— Start —
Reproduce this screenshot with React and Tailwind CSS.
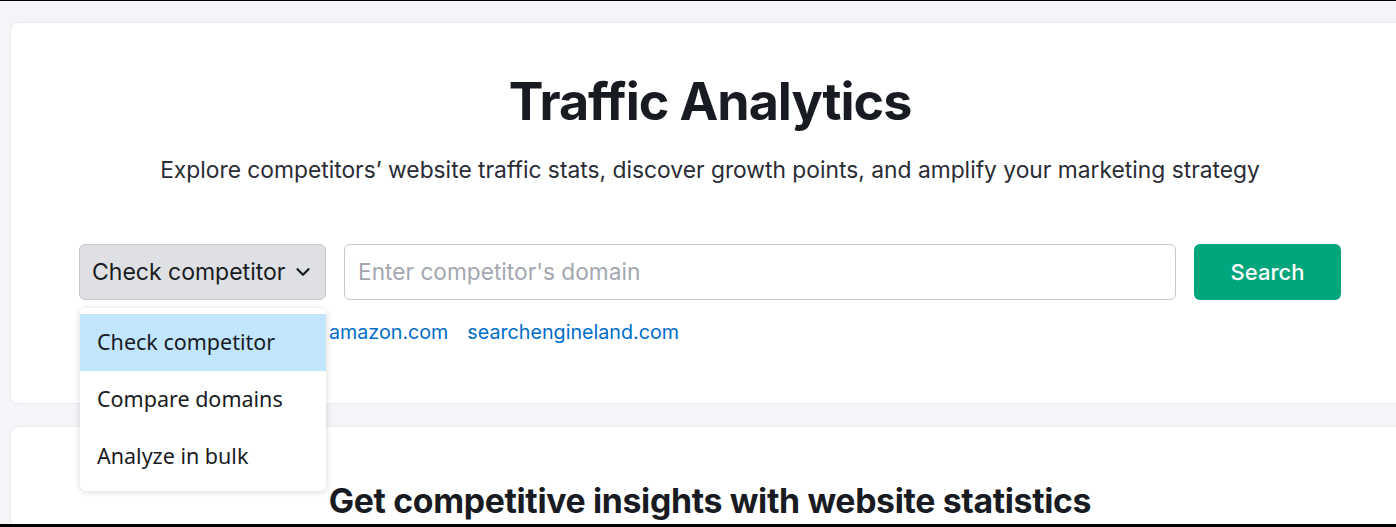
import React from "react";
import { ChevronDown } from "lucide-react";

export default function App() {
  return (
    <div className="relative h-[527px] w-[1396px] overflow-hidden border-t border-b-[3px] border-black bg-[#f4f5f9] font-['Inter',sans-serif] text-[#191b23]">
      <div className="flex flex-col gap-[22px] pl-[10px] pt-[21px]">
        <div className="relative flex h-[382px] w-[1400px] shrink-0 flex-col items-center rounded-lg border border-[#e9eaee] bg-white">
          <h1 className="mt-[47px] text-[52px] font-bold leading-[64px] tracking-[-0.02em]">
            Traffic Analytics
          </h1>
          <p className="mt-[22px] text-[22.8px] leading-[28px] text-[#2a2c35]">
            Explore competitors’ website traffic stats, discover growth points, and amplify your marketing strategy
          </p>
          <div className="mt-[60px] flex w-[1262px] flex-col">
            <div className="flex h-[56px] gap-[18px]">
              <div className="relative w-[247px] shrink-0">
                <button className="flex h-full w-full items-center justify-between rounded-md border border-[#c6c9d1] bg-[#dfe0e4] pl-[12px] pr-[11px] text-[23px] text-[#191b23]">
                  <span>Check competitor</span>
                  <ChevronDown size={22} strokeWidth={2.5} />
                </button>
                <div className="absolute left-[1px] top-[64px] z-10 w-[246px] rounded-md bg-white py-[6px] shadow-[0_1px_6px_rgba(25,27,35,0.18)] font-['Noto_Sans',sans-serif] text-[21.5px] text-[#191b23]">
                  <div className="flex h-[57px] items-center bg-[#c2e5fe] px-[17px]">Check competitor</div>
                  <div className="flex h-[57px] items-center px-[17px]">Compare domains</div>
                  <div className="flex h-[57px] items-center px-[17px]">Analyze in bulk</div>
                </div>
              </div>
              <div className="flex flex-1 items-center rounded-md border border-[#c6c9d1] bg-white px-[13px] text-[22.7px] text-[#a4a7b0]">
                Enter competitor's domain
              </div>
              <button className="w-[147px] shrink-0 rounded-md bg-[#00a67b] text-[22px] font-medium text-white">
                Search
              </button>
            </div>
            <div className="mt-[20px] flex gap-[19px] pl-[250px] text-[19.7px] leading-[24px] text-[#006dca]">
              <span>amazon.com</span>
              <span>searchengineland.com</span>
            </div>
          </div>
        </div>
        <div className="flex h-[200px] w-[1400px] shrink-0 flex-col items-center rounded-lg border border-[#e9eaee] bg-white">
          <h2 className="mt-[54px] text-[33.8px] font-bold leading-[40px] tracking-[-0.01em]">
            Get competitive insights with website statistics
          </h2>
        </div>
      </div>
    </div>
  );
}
— End —
Problem to work on: Locate the lines above that hold the word "with". Show every one of them.

Solution to this problem:
Reproduce this screenshot with React and Tailwind CSS.
            Get competitive insights with website statistics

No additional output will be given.